If it’s all pre-installed, can we ever actually delete this "bloatware"?

Short answer: No. You can’t uninstall your own operating system. These archetypes are the foundation of how you perceive reality; trying to delete them would be like a computer trying to delete its own motherboard.

But here’s the twist—while you can't hit "delete," you can stop being a mindless user. Jung called this "individuation." It’s basically the process of realizing which "apps" are running in the background so they stop making decisions for you without your permission.

What’s the giveaway that an archetype has taken over my brain?

Look for the over-reaction. If you’ve ever met a stranger and felt a sudden, irrational urge to roast them for no reason, congratulations—you’ve been hijacked.

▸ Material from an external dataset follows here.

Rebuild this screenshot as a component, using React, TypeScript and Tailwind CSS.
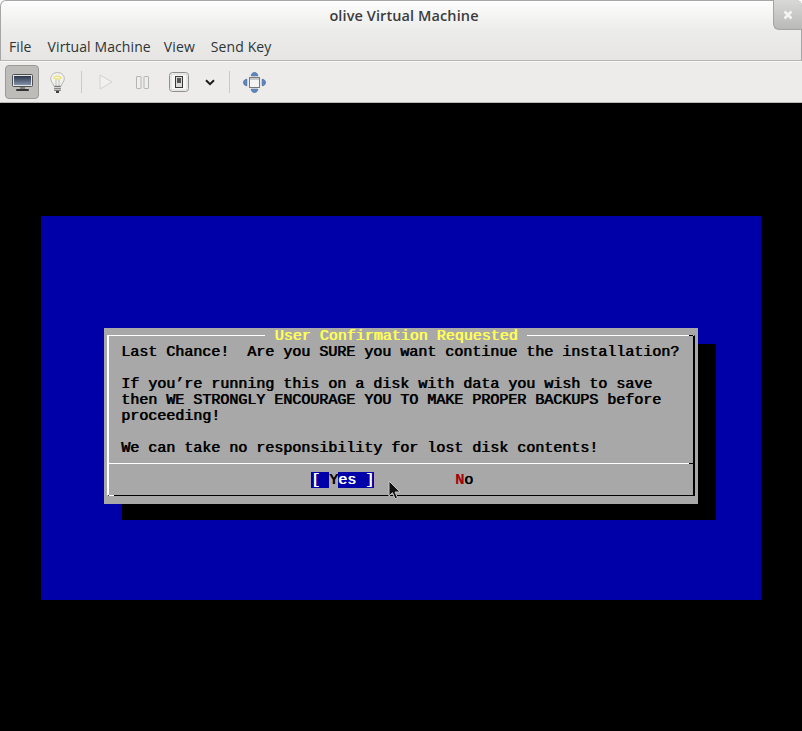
import React from "react";

// VGA glyphs have double-width vertical strokes, the shadow fakes that
const mono = "font-['Liberation_Mono',monospace] text-[15px] leading-4 whitespace-pre [text-shadow:0.7px_0_0_currentColor]";

const Line = ({ text }: { text: string }) => <div className="h-4">{text}</div>;

const MonitorIcon = () => (
  <svg width="21" height="17" viewBox="0 0 21 17">
    <defs>
      <linearGradient id="scr" x1="0" y1="0" x2="0" y2="1">
        <stop offset="0" stopColor="#2c3649" />
        <stop offset="1" stopColor="#8291aa" />
      </linearGradient>
    </defs>
    <rect x="0.500" y="0.500" width="20" height="12" rx="1" fill="#e4e4e2" stroke="#4d4f52" />
    <rect x="2" y="2" width="17" height="9" fill="url(#scr)" />
    <rect x="8" y="13" width="5" height="2" fill="#7d7d7b" />
    <rect x="4" y="15" width="13" height="2" rx="1" fill="#333" />
  </svg>
);

const BulbIcon = () => (
  <svg width="15" height="21" viewBox="0 0 15 21">
    <path d="M7.500.6C3.500.6.700 3.300.700 6.800c0 3 2.600 4.300 3.100 7.200h7.400c.5-2.900 3.100-4.200 3.100-7.200C14.300 3.300 11.500.6 7.500.6z" fill="#f2f2ef" stroke="#b5b5b1" />
    <path d="M3.800 5.800c1.400-2.200 6-2.200 7.400 0-.9 1.800-6.500 1.800-7.400 0z" fill="#fbf8d8" stroke="#ece07a" strokeWidth="1.300" />
    <path d="M6 7.500V14M9 7.500V14" stroke="#bcbcb7" />
    <rect x="4" y="14" width="7" height="5" rx="1" fill="#77787a" />
    <path d="M4 15.500h7M4 17.300h7" stroke="#d5d5d5" />
    <rect x="6" y="19" width="3" height="2" fill="#3f3f3f" />
  </svg>
);

const PlayIcon = () => (
  <svg width="14" height="16" viewBox="0 0 14 16">
    <path d="M1 1l12 7-12 7z" fill="#f1f1ef" stroke="#d2d2cf" />
  </svg>
);

const PauseIcon = () => (
  <svg width="13" height="13" viewBox="0 0 13 13">
    <rect x="0.500" y="0.500" width="4.500" height="12" rx="0.500" fill="#eeeeec" stroke="#b4b4b1" />
    <rect x="8" y="0.500" width="4.500" height="12" rx="0.500" fill="#eeeeec" stroke="#b4b4b1" />
  </svg>
);

const SwitchIcon = () => (
  <svg width="20" height="20" viewBox="0 0 20 20">
    <rect x="0.500" y="0.500" width="19" height="19" rx="3" fill="#f7f7f6" stroke="#8e8e8b" />
    <rect x="2" y="2" width="16" height="16" rx="2" fill="none" stroke="#d6d6d4" />
    <rect x="6.500" y="4.500" width="7" height="11" fill="#dcdcda" stroke="#3a3a3a" />
    <rect x="8" y="6" width="4" height="5" fill="#555" />
  </svg>
);

const ChevronIcon = () => (
  <svg width="10" height="7" viewBox="0 0 10 7">
    <path d="M1 1.200L5 5.200l4-4" fill="none" stroke="#1c1c1c" strokeWidth="2" />
  </svg>
);

const FullscreenIcon = () => (
  <svg width="23" height="21" viewBox="0 0 23 21">
    <g fill="#5f86c0" stroke="#3b659f" strokeWidth="0.700">
      <path d="M11.500.5c2 0 3.300 1.500 3.300 3.300h-6.600C8.200 2 9.500.5 11.500.5z" />
      <path d="M11.500 20.500c2 0 3.300-1.500 3.300-3.300H8.200c0 1.800 1.300 3.300 3.300 3.300z" />
      <path d="M.5 10.500c0-2 1.500-3.300 3.300-3.300v6.600C2 13.800.5 12.500.5 10.500z" />
      <path d="M22.500 10.500c0-2-1.500-3.300-3.300-3.300v6.600c1.800 0 3.300-1.300 3.300-3.300z" />
    </g>
    <rect x="6.500" y="5.500" width="10" height="10" fill="#f4f4f3" stroke="#77797b" />
    <rect x="7" y="6" width="9" height="2" fill="#c6c8ca" />
  </svg>
);

const CloseIcon = () => (
  <svg width="10" height="10" viewBox="0 0 10 10">
    <path d="M1.500 1.500l7 7M8.500 1.500l-7 7" stroke="#f4f4f4" strokeWidth="2.600" />
  </svg>
);

const Cursor = () => (
  <svg width="13" height="20" viewBox="0 0 13 20">
    <path d="M1 1v15l3.500-3.300 2.500 6 2.500-1-2.500-5.700H12z" fill="#111" stroke="#c8c8c8" />
  </svg>
);

export default function App() {
  return (
    <div className="w-[802px] h-[731px] flex flex-col bg-white overflow-hidden">
      <div className="relative h-[61px] rounded-t-md border border-[#a6a6a6] border-b-[#b5b5b2] bg-gradient-to-b from-[#fdfdfd] via-[#ececea] to-[#e6e5e3] font-['Open_Sans',sans-serif] text-[#2e3436]">
        <div className="h-7 flex items-center justify-center text-[14.500px] tracking-[0.1px] font-semibold text-[#3c3c3c] pt-0.5 pl-[6px]">olive Virtual Machine</div>
        <div className="flex gap-[14px] pl-[8px] pt-[8px] text-[14px] tracking-[0.1px] leading-5">
          <span className="mr-[2px]">File</span>
          <span className="-mr-px">Virtual Machine</span>
          <span className="mr-[2px]">View</span>
          <span>Send Key</span>
        </div>
        <div className="absolute -top-px -right-px w-[29px] h-[30px] rounded-bl-md rounded-tr-md border-l border-b border-[#a5a5a3] bg-gradient-to-b from-[#d9d9d8] to-[#b9b9b8] flex items-center justify-center">
          <CloseIcon />
        </div>
      </div>

      <div className="h-[42px] bg-[#edecea] border-t border-[#f8f8f7] border-b border-b-[#b8b8b5] flex items-center pl-[5px]">
        <div className="w-[34px] h-[34px] rounded-[4px] border border-[#9a9a97] bg-[#bdbcb8] flex items-center justify-center">
          <MonitorIcon />
        </div>
        <div className="ml-[11px] w-[15px] flex justify-center"><BulbIcon /></div>
        <div className="ml-[16px] w-px h-[22px] bg-[#c9c9c6]" />
        <div className="ml-[17px]"><PlayIcon /></div>
        <div className="ml-[23px]"><PauseIcon /></div>
        <div className="ml-[20px]"><SwitchIcon /></div>
        <div className="ml-[16px]"><ChevronIcon /></div>
        <div className="ml-[14px] w-px h-[22px] bg-[#c9c9c6]" />
        <div className="ml-[13px]"><FullscreenIcon /></div>
      </div>

      <div className="flex-1 bg-black pt-[113px] pl-[41px]">
        <div className="w-[720px] h-[384px] bg-[#0000a8] pt-[112px] pl-[63px]">
          <div className={`relative w-[594px] h-[176px] bg-[#a8a8a8] shadow-[18px_16px_0_#000] pt-[7px] px-[3px] text-black ${mono}`}>
            <div className="absolute z-10 top-px left-[161px] w-[262px] h-4 bg-[#a8a8a8] text-center text-[#ffff55]">User Confirmation Requested</div>
            <div className="relative h-[161px] border-t border-t-white border-l-2 border-l-white border-r-2 border-r-black border-b border-b-black">
              <span className="absolute -top-px right-0 w-1 h-px bg-black" />
              <span className="absolute -bottom-px left-0 w-[5px] h-px bg-white" />
              <div className="h-[127px] pt-[9px] pl-[12px]">
                <Line text="Last Chance!  Are you SURE you want continue the installation?" />
                <Line text="" />
                <Line text="If you’re running this on a disk with data you wish to save" />
                <Line text="then WE STRONGLY ENCOURAGE YOU TO MAKE PROPER BACKUPS before" />
                <Line text="proceeding!" />
                <Line text="" />
                <Line text="We can take no responsibility for lost disk contents!" />
              </div>
              <div className="flex h-px">
                <div className="flex-1 bg-white" />
                <div className="w-1 bg-black" />
              </div>
              <div className="flex pt-2 pl-[202px] leading-[17px]">
                <span className="h-4 bg-[#0000a8] text-white">[ </span>
                <span className="h-4">Y</span>
                <span className="h-4 bg-[#0000a8] text-white">es ]</span>
                <span className="h-4 ml-[81px] text-[#a80000]">N</span>
                <span className="h-4">o</span>
              </div>
              <div className="absolute left-[279px] top-[144px]"><Cursor /></div>
            </div>
          </div>
        </div>
      </div>
    </div>
  );
}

Jung called this projection. Your brain takes a part of yourself you secretly despise—your Shadow—and pastes it onto someone else like a messy Photoshop job.

When you're possessed by an archetype, you lose your nuance. You stop being a complex person and start acting like a predictable trope in a very old, very dramatic play.

So what kind of stuff is actually lurking in this 'Shadow' closet?

Think of your Shadow as your personality’s 'reject pile.' Since you were a kid, you’ve been shoving 'unacceptable' traits—like anger, greed, or even raw ambition—into a dark basement just to stay likable.

It’s not just 'evil' stuff. If you were taught that being emotional is weak, your sensitivity is down there too. It’s a collection of every part of yourself you’ve labeled 'not me.'

These traits don't disappear. They sit in the dark, getting louder, until they eventually burst out and hijack your behavior when you're caught off guard.